For some temporary workers, the outlook is brighter. Ian Gunn spent five weeks "being paid to hike. It was great." Gunn, an 18-year-old high school senior heading to Renssalaer Polytechnic Institute next year to study computer science, hopes for a better economy when he graduates, one that offers more security than a series of part-time jobs.

"It's going to take time," he said, "but I've got four more years."

Noel, though, is uncertain about the future. It's possible he'll be called back to work later in the fall for the final push. The Census Bureau expects to send roughly 1.2 million workers out to count people who don't return their questionnaires; the hiring will push down unemployment numbers for several months during that period.

For now, Noel says, he and his wife are living without frills.

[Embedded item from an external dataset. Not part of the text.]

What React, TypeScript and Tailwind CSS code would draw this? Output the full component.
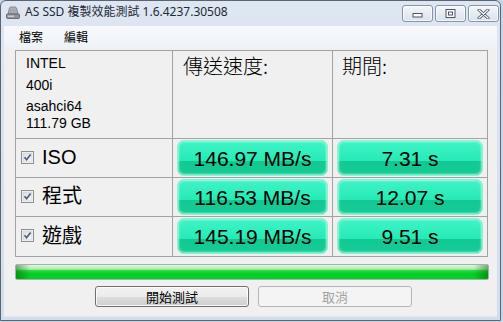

He looks for another job and she runs Green Mountain Chef, a catering business near Stratton Mountain. Demand has slowed dramatically since the economic meltdown began, as it has for most tourism-dependent businesses in Vermont.

Noel hopes to avoid being a statistic for too long. Unemployment insurance will give him about $425 a week — enough to pay the mortgage and maybe the health insurance bill. Right now, the couple pays about $280 a month, but that will climb to $850 in September, when his government-subsidized COBRA policy expires.

"I hope something comes up," he says. "But there's not an awful lot out there."